Similarly, Kim Morrison, 32, a teacher from Plymouth, Ind., described her belief
in Hussein's guilt as a "gut feeling" shaped by television. "From what we've
heard from the media, it seems like what they feel is that Saddam and the whole
al Qaeda thing are connected," she said.

Deborah Tannen, a Georgetown University professor of linguistics who has studied
Bush's rhetoric, said it is impossible to know but "plausible" that Bush's words
furthered such public impressions. "Clearly, he's using language to imply a
connection between Saddam Hussein and September 11th," she said.
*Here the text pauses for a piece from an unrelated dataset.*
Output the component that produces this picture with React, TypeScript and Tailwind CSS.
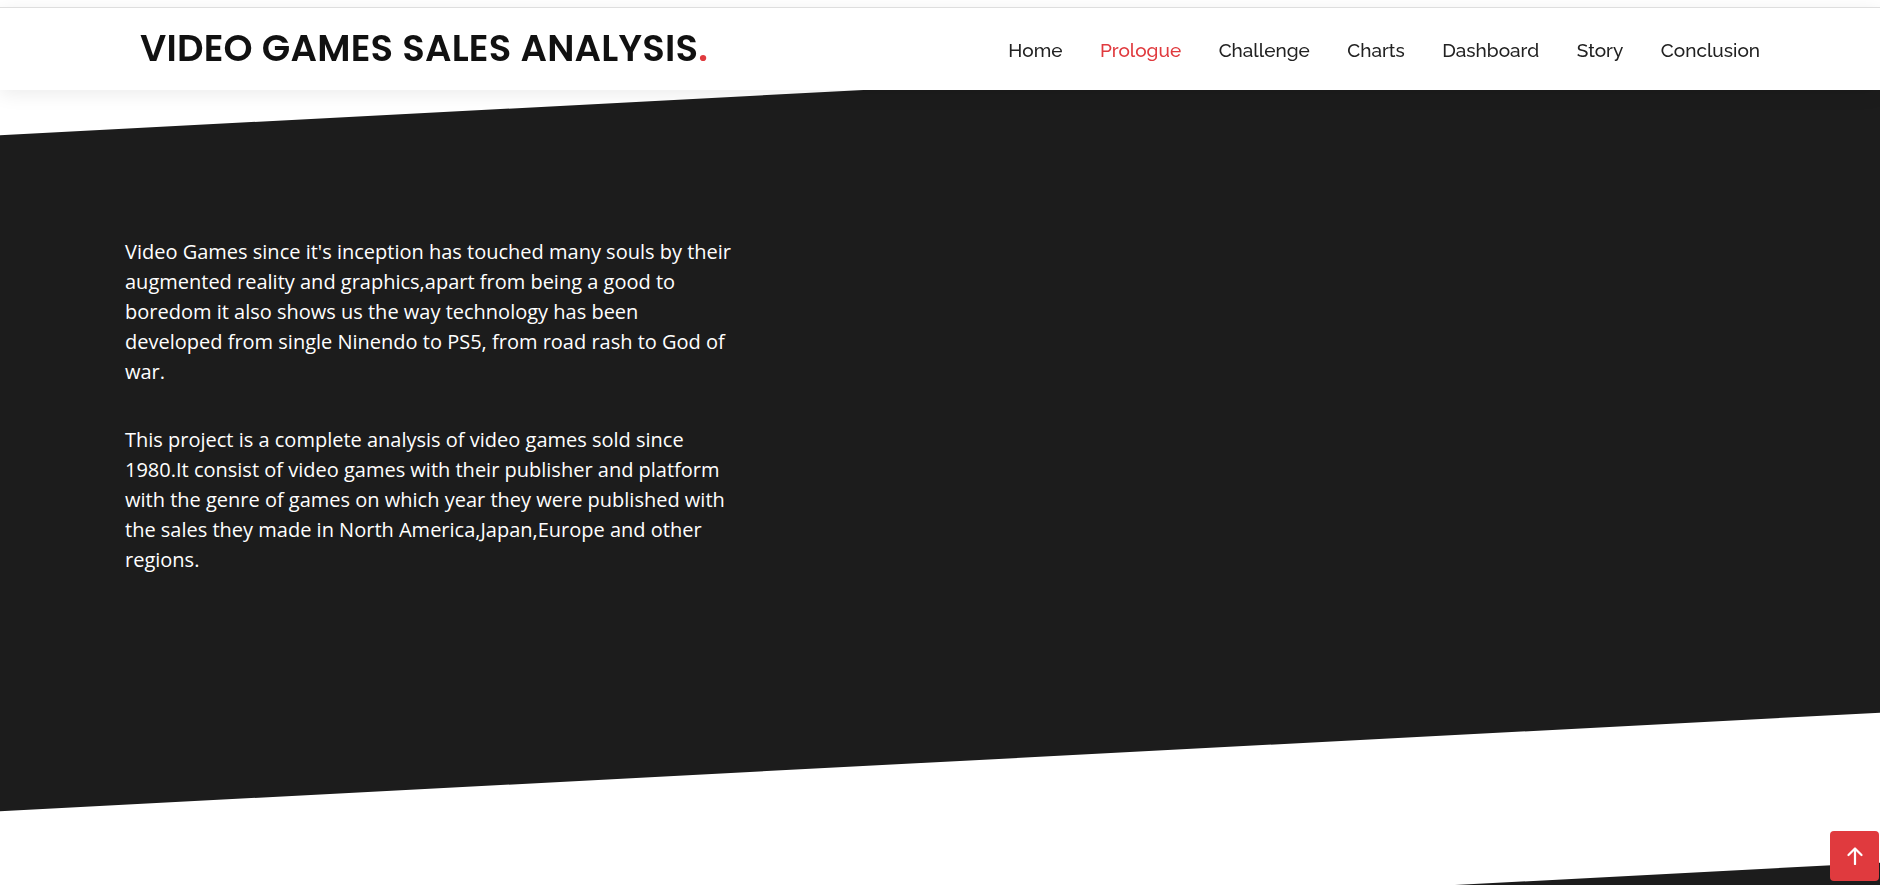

"There is a specific manipulation of language here to imply a connection." Bush,
she said, seems to imply that in Iraq "we have gone to war with the terrorists
who attacked us."

Tannen said even a gentle implication would be enough to reinforce Americans'
feelings about Hussein. "If we like the conclusion, we're much less critical of
the logic," she said.

The Post poll, conducted Aug. 7-11, found that 62 percent of Democrats, 80
percent of Republicans and 67 percent of independents suspected a link between
Hussein and 9/11. In addition, eight in 10 Americans said it was likely that
Hussein had provided assistance to al Qaeda, and a similar proportion suspected
he had developed weapons of mass destruction.